Aliás, ficar bonito é o que todo mundo quer, daí vem a vontade nata dos esquisitos de serem feios. E mesmo quando não são feios por vontade divina, eles se vestem, tatuam e se pintam de forma a ficar feios. O feio é bonito em um mundo onde só o bonito é belo. Esquisitos são estranhos.
Tudo que as menininhas ricas, ou patricinhas, usam, para as esquisitas não serve. Elas chegam a gastar mais que as meninas ricas gastam só pra comprar roupas que as ricas oficiais não comprariam.
Elas são ricas. E esquisitas. Ao invés de gastar uma fortuna numa loja convencional, gastam essa fortuna em um casaco velho de um brechó mal acabado numa esquina desconhecida.
É o preço que se paga para ser diferente.
Mas vale a pena. Afinal, cada vez que eles passam pela rua, um grupo de pessoas pára e fica observando aquele bando de esquisito, que, de tão esquisito, finge não ligar para a opinião dos outros. Mesmo tendo gasto dinheiro em roupas esquisitas, tempo para maquiagens esquisitas, cérebro para conhecer bandas esquisitas e atitudes esquisitas, tudo para chamar a atenção. A atenção que eles não querem chamar. Mas chamam porque, segundo eles, "têm estilo". Como todo mundo é heterossexual, a maioria é homeossexual. Mas agora que a homossexualidade virou assunto obrigatório em novela das oito, eles se tornaram bissexuais. Só que veio a Ana Carolina e disse que é bi também, e isso passou a ser normal. Então eles são pan-sexuais. Porque, mesmo que o Serguei insista em dizer que também é, o Serguei nunca poderá ser considerado normal.
Eles são pan-sexuais porque não se importam com as formas sendo que existe carinho. Por isso a maioria é peluda, barbuda, gorda, e fede um pouco. Mas o importante é o sentimento. Que pode ser nutrido por uma pessoa, um animal, uma árvore ou uma lata de leite em pó. O prazer é o que importa. Já que todo mundo se preocupa com o corpo e com a aparência, eles, como bons esquisitos, gostam do sentimento. Durante muito tempo usaram drogas. Agora que as drogas estão na moda, eles tomam sopa de tofu nos shows de bandas que ainda não tocaram em rádios. Eles discutem Dostoyevski e não sabem quem é o Alemão do BBB. Eles vão a bares vegetarianos e comem soja, mas não a transgênica.

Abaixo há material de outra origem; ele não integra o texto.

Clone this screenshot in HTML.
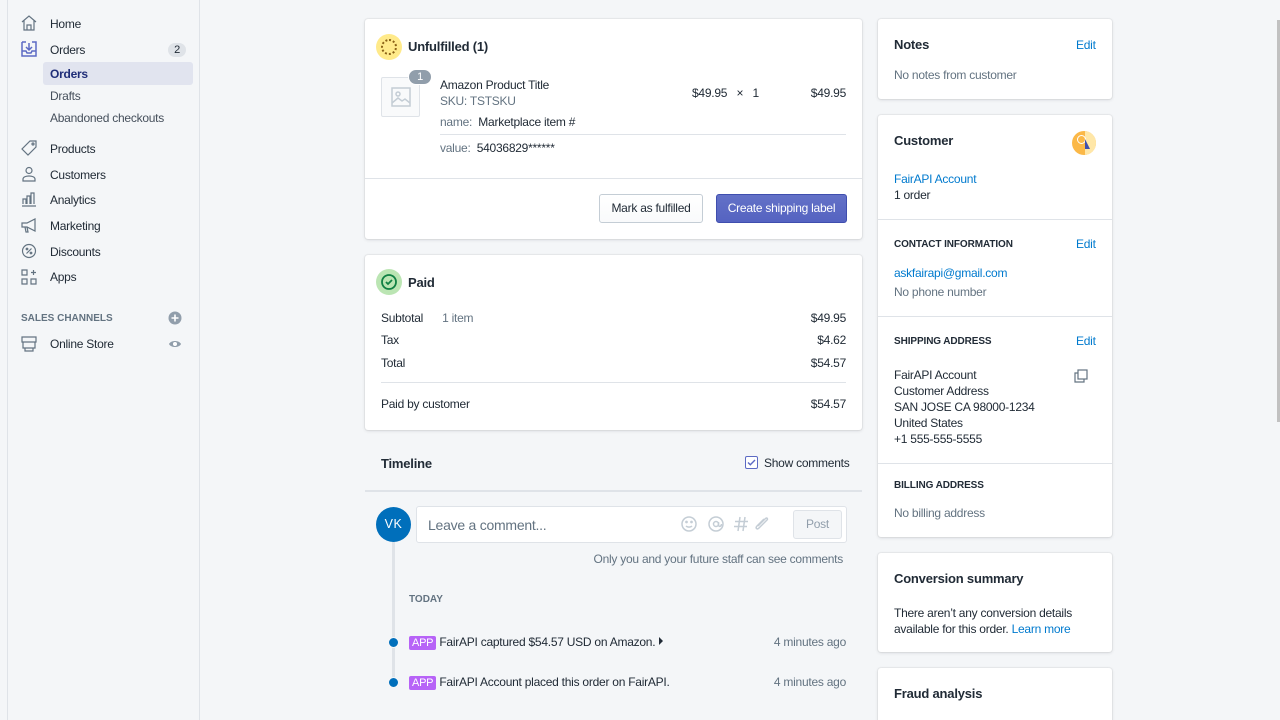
<!DOCTYPE html>
<html><head><meta charset="utf-8"><style>
*{box-sizing:border-box;margin:0;padding:0}
html{overflow:hidden;height:720px}
body{width:1280px;height:720px;overflow:hidden;background:#f4f6f8;font-family:"Liberation Sans",sans-serif;font-size:12px;letter-spacing:-0.25px;color:#212b36;position:relative}
.a{position:absolute;white-space:nowrap}
.sb{position:absolute;left:7px;top:0;width:193px;height:720px;border-left:1px solid #dfe3e8;border-right:1px solid #dfe3e8;background:#f4f6f8}
.nav{position:absolute;left:50px;color:#212b36}
.ic{position:absolute;left:21px;width:16px;height:16px}
.card{position:absolute;background:#fff;border-radius:3px;box-shadow:0 0 0 1px rgba(63,63,68,.05),0 1px 3px rgba(63,63,68,.15)}
.hr{position:absolute;height:1px;background:#dfe3e8}
.g{color:#637381}
.b{color:#007ace}
.h{font-weight:bold;font-size:13px;letter-spacing:-0.2px}
.cap{font-weight:bold;font-size:10px;color:#212b36;letter-spacing:-0.1px}
.app{background:#b763f7;color:#fff;font-size:11px;padding:1px 3px;border-radius:2px}
</style></head><body>
<div class="sb"></div>
<svg class="ic" style="top:15px" viewBox="0 0 16 16" fill="none" stroke="#637381" stroke-width="1.2"><path d="M1 7L8 1l7 6M3 5v10h10V5M6 15v-5h4v5"/></svg>
<div class="nav" style="top:17px">Home</div>
<svg class="ic" style="top:41px" viewBox="0 0 16 16" fill="none" stroke="#5c6ac4" stroke-width="1.5"><path d="M1 1h4M11 1h4v14H1V1M1 10h4l1 2h4l1-2h4M8 2v7M5 6l3 3 3-3"/></svg>
<div class="nav" style="top:43px">Orders</div>
<div class="a" style="left:168px;top:43px;width:18px;height:14px;border-radius:7px;background:#dfe3e8;font-size:11px;text-align:center;line-height:14px">2</div>
<div class="a" style="left:43px;top:62px;width:150px;height:23px;background:#e1e4ef;border-radius:3px"></div>
<div class="nav" style="top:67px;font-weight:bold;color:#202e78">Orders</div>
<div class="nav" style="top:89px;color:#454f5b">Drafts</div>
<div class="nav" style="top:111px;color:#454f5b">Abandoned checkouts</div>
<svg class="ic" style="top:140px" viewBox="0 0 16 16" fill="none" stroke="#637381" stroke-width="1.2"><path d="M9 1h6v6L7 15 1 9z"/><circle cx="12" cy="4" r="1"/></svg>
<div class="nav" style="top:142px">Products</div>
<svg class="ic" style="top:166px" viewBox="0 0 16 16" fill="none" stroke="#637381" stroke-width="1.2"><circle cx="8" cy="4.5" r="3"/><path d="M2 15v-2c0-2 3-3 6-3s6 1 6 3v2z"/></svg>
<div class="nav" style="top:168px">Customers</div>
<svg class="ic" style="top:191px" viewBox="0 0 16 16" fill="none" stroke="#637381" stroke-width="1.2"><path d="M1 15h14M2 13V8h3v5M6 13V5h3v8M10 13V2h3v11"/></svg>
<div class="nav" style="top:193px">Analytics</div>
<svg class="ic" style="top:217px" viewBox="0 0 16 16" fill="none" stroke="#637381" stroke-width="1.2"><path d="M1 6h5l8-4v12l-8-4H1zM4 10l1 5h2l-1-5"/></svg>
<div class="nav" style="top:219px">Marketing</div>
<svg class="ic" style="top:243px" viewBox="0 0 16 16" fill="none" stroke="#637381" stroke-width="1.2"><circle cx="8" cy="8" r="6.5"/><path d="M5.5 10.5l5-5"/><circle cx="6" cy="6" r=".8"/><circle cx="10" cy="10" r=".8"/></svg>
<div class="nav" style="top:245px">Discounts</div>
<svg class="ic" style="top:269px" viewBox="0 0 16 16" fill="none" stroke="#637381" stroke-width="1.2"><path d="M1 1h5v5H1zM1 10h5v5H1zM10 10h5v5h-5zM12.5 1v5M10 3.5h5"/></svg>
<div class="nav" style="top:270px">Apps</div>
<div class="a" style="left:21px;top:313px;font-size:10px;font-weight:bold;color:#637381;letter-spacing:0">SALES CHANNELS</div>
<svg class="a" style="left:168px;top:311px" width="14" height="14" viewBox="0 0 14 14"><circle cx="7" cy="7" r="6.5" fill="#919eab"/><path d="M7 3.5v7M3.5 7h7" stroke="#fff" stroke-width="1.6"/></svg>
<svg class="ic" style="top:336px" viewBox="0 0 16 16" fill="none" stroke="#637381" stroke-width="1.2"><path d="M1 1h14v5H1zM2 6v6h12V6M4 12v3h8v-3"/></svg>
<div class="nav" style="top:337px">Online Store</div>
<svg class="a" style="left:168px;top:338px" width="14" height="12" viewBox="0 0 14 12"><path d="M1 6c2-4 10-4 12 0-2 4-10 4-12 0z" fill="#919eab"/><circle cx="7" cy="6" r="2" fill="#fff"/></svg>

<!-- Unfulfilled -->
<div class="card" style="left:365px;top:19px;width:497px;height:220px"></div>
<div class="a" style="left:376px;top:34px;width:26px;height:26px;border-radius:13px;background:#ffea8a"></div>
<div class="a" style="left:381px;top:39px;width:16px;height:16px;border-radius:8px;border:2px dotted #8a6116"></div>
<div class="a h" style="left:408px;top:39px">Unfulfilled (1)</div>
<div class="a" style="left:381px;top:77px;width:39px;height:40px;border:1px solid #dfe3e8;border-radius:2px;background:#f9fafb"></div>
<svg class="a" style="left:391px;top:87px" width="20" height="20" viewBox="0 0 20 20" fill="none" stroke="#c4cdd5" stroke-width="1.5"><rect x="1" y="1" width="18" height="18"/><circle cx="7" cy="7" r="2"/><path d="M1 16l6-5 4 3 3-2 5 4"/></svg>
<div class="a" style="left:408px;top:69px;width:24px;height:16px;border-radius:8px;background:#919eab;border:1px solid #fff;color:#fff;font-size:11px;text-align:center;line-height:14px">1</div>
<div class="a" style="left:440px;top:78px">Amazon Product Title</div>
<div class="a g" style="left:440px;top:94px">SKU: TSTSKU</div>
<div class="a" style="left:440px;top:115px"><span class="g">name:</span>&nbsp; Marketplace item #</div>
<div class="hr" style="left:440px;top:134px;width:406px"></div>
<div class="a" style="left:440px;top:141px"><span class="g">value:</span>&nbsp; 54036829******</div>
<div class="a" style="left:692px;top:86px">$49.95 &nbsp;&nbsp;×&nbsp;&nbsp; 1</div>
<div class="a" style="right:434px;top:86px">$49.95</div>
<div class="hr" style="left:365px;top:178px;width:497px"></div>
<div class="a" style="left:599px;top:194px;width:104px;height:29px;border:1px solid #c4cdd5;border-radius:3px;background:linear-gradient(#fff,#f9fafb);text-align:center;line-height:27px">Mark as fulfilled</div>
<div class="a" style="left:716px;top:194px;width:131px;height:29px;border:1px solid #3f4eae;border-radius:3px;background:linear-gradient(#6371c7,#5563c1);color:#fff;text-align:center;line-height:27px">Create shipping label</div>

<!-- Paid -->
<div class="card" style="left:365px;top:255px;width:497px;height:175px"></div>
<div class="a" style="left:376px;top:269px;width:26px;height:26px;border-radius:13px;background:#bbe5b3"></div>
<svg class="a" style="left:380px;top:273px" width="18" height="18" viewBox="0 0 18 18" fill="none" stroke="#108043" stroke-width="1.8"><circle cx="9" cy="9" r="7"/><path d="M6 9l2 2 4-4"/></svg>
<div class="a h" style="left:408px;top:275px">Paid</div>
<div class="a" style="left:381px;top:311px">Subtotal <span class="g" style="margin-left:16px">1 item</span></div>
<div class="a" style="right:434px;top:311px">$49.95</div>
<div class="a" style="left:381px;top:333px">Tax</div>
<div class="a" style="right:434px;top:333px">$4.62</div>
<div class="a" style="left:381px;top:356px">Total</div>
<div class="a" style="right:434px;top:356px">$54.57</div>
<div class="hr" style="left:381px;top:382px;width:465px"></div>
<div class="a" style="left:381px;top:397px">Paid by customer</div>
<div class="a" style="right:434px;top:397px">$54.57</div>

<!-- Timeline -->
<div class="a h" style="left:381px;top:456px">Timeline</div>
<div class="a" style="left:745px;top:456px;width:13px;height:13px;border:1px solid #5c6ac4;border-radius:2px;background:#fff"></div>
<svg class="a" style="left:747px;top:458px" width="9" height="9" viewBox="0 0 9 9"><path d="M1 4.5l2.3 2.3L8 2" fill="none" stroke="#5c6ac4" stroke-width="1.4"/></svg>
<div class="a" style="left:764px;top:456px;color:#212b36">Show comments</div>
<div class="hr" style="left:365px;top:490px;width:497px;height:2px"></div>
<div class="a" style="left:392px;top:530px;width:3px;height:155px;background:#dfe3e8"></div>
<div class="a" style="left:376px;top:507px;width:35px;height:35px;border-radius:18px;background:#006fbb;color:#fff;text-align:center;line-height:35px;font-size:12.5px;letter-spacing:0.5px">VK</div>
<div class="a" style="left:416px;top:506px;width:431px;height:37px;background:#fff;border:1px solid #dfe3e8;border-radius:3px"></div>
<div class="a g" style="left:428px;top:517px;font-size:14px">Leave a comment...</div>
<svg class="a" style="left:680px;top:515px" width="90" height="18" viewBox="0 0 90 18" fill="none" stroke="#c4cdd5" stroke-width="1.5"><circle cx="9" cy="9" r="7"/><circle cx="6.5" cy="7" r=".6"/><circle cx="11.5" cy="7" r=".6"/><path d="M6 11c1.5 1.5 4.5 1.5 6 0"/><circle cx="36" cy="9" r="7"/><circle cx="36" cy="9" r="2.5"/><path d="M38.5 7v3c0 2 3 2 3-1"/><path d="M60 2l-2 14M65 2l-2 14M55 6.5h13M54 11.5h13"/><path d="M84 4l-7 7c-2 2 0 4 2 2l8-8c1-1 0-3-1.5-1.5L78 11"/></svg>
<div class="a" style="left:793px;top:510px;width:49px;height:29px;border:1px solid #dfe3e8;border-radius:3px;background:#f4f6f8;color:#919eab;text-align:center;line-height:27px">Post</div>
<div class="a g" style="right:437px;top:552px">Only you and your future staff can see comments</div>
<div class="a" style="left:409px;top:594px;font-size:10px;font-weight:bold;color:#637381;letter-spacing:0">TODAY</div>
<div class="a" style="left:388px;top:637px;width:11px;height:11px;border-radius:6px;background:#006fbb;border:1px solid #f4f6f8"></div>
<div class="a" style="left:409px;top:635px"><span class="app">APP</span> FairAPI captured $54.57 USD on Amazon.</div>
<svg class="a" style="left:658px;top:637px" width="6" height="8"><path d="M1 0l4 4-4 4z" fill="#212b36"/></svg>
<div class="a g" style="right:434px;top:635px">4 minutes ago</div>
<div class="a" style="left:388px;top:677px;width:11px;height:11px;border-radius:6px;background:#006fbb;border:1px solid #f4f6f8"></div>
<div class="a" style="left:409px;top:675px"><span class="app">APP</span> FairAPI Account placed this order on FairAPI.</div>
<div class="a g" style="right:434px;top:675px">4 minutes ago</div>

<!-- Right column -->
<div class="card" style="left:878px;top:19px;width:234px;height:80px"></div>
<div class="a h" style="left:894px;top:37px">Notes</div>
<div class="a b" style="left:1076px;top:38px">Edit</div>
<div class="a g" style="left:894px;top:68px">No notes from customer</div>

<div class="card" style="left:878px;top:115px;width:234px;height:422px"></div>
<div class="a h" style="left:894px;top:133px">Customer</div>
<div class="a" style="left:1072px;top:131px;width:24px;height:24px;border-radius:12px;background:#fbb847;overflow:hidden"><div style="position:absolute;left:13px;top:0;width:11px;height:24px;background:#ffe7a8"></div><div style="position:absolute;left:5px;top:4px;width:9px;height:9px;border-radius:5px;border:1.5px solid #fff"></div><div style="position:absolute;left:13px;top:8px;width:0;height:0;border-left:5px solid #3f4eae;border-top:10px solid transparent"></div></div>
<div class="a b" style="left:894px;top:172px">FairAPI Account</div>
<div class="a" style="left:894px;top:188px">1 order</div>
<div class="hr" style="left:878px;top:219px;width:234px"></div>
<div class="a cap" style="left:894px;top:239px">CONTACT INFORMATION</div>
<div class="a b" style="left:1076px;top:237px">Edit</div>
<div class="a b" style="left:894px;top:266px">askfairapi@gmail.com</div>
<div class="a g" style="left:894px;top:285px">No phone number</div>
<div class="hr" style="left:878px;top:316px;width:234px"></div>
<div class="a cap" style="left:894px;top:336px">SHIPPING ADDRESS</div>
<div class="a b" style="left:1076px;top:334px">Edit</div>
<svg class="a" style="left:1074px;top:369px" width="14" height="14" viewBox="0 0 14 14" fill="none" stroke="#637381" stroke-width="1.2"><rect x="4" y="1" width="9" height="9"/><path d="M4 4H1v9h9v-3"/></svg>
<div class="a" style="left:894px;top:367px;line-height:16px;white-space:normal;width:200px">FairAPI Account<br>Customer Address<br>SAN JOSE CA 98000-1234<br>United States<br>+1 555-555-5555</div>
<div class="hr" style="left:878px;top:463px;width:234px"></div>
<div class="a cap" style="left:894px;top:480px">BILLING ADDRESS</div>
<div class="a g" style="left:894px;top:506px">No billing address</div>

<div class="card" style="left:878px;top:553px;width:234px;height:99px"></div>
<div class="a h" style="left:894px;top:571px">Conversion summary</div>
<div class="a" style="left:894px;top:605px;line-height:16px">There aren’t any conversion details<br>available for this order. <span class="b">Learn more</span></div>

<div class="card" style="left:878px;top:668px;width:234px;height:60px"></div>
<div class="a h" style="left:894px;top:686px">Fraud analysis</div>

<div class="a" style="left:1277px;top:20px;width:3px;height:402px;background:#c1c1c1"></div>
</body></html>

Eles dão valor às coisas velhas como roupas, malas de viagem, abajures, bordados, tricô, cadeiras antigas, discos de vinil e sapato com lacinhos. Só que os sapatos de lacinho voltaram à moda esses últimos tempos, agora eles não estão usando mais.
Músicas com menos de 50 anos não agradam, e se possível, além de antigas, devem ser bem desconhecidas. Bandas modernas, desconhecidas e que tocam músicas antigas desconhecidas são o máximo. Até tocarem no rádio pela primeira vez. Músicas nacionais, claro, pois gostar de coisas estrangeiras é muito fashion, não serve pra eles. Mas eles falam outras línguas. Normalmente se dividem entre o italiano, e o francês. Inglês e espanhol é pra idiota.
Sempre compram carros velhos como fuscas de cores estranhas, brasílias de cores estranhas e outros carros antigos de verdade. Além de vespas, já que uma Bizz é moderna demais pra um esquisito.
Quando se entra no mundo dos esquisitos não se tem muita chance de voltar.
É um lugar que dá medo.
Eu não conheço nenhum ex-quisito.
Mas eu tenho certeza que muita gente já me achou esquisito.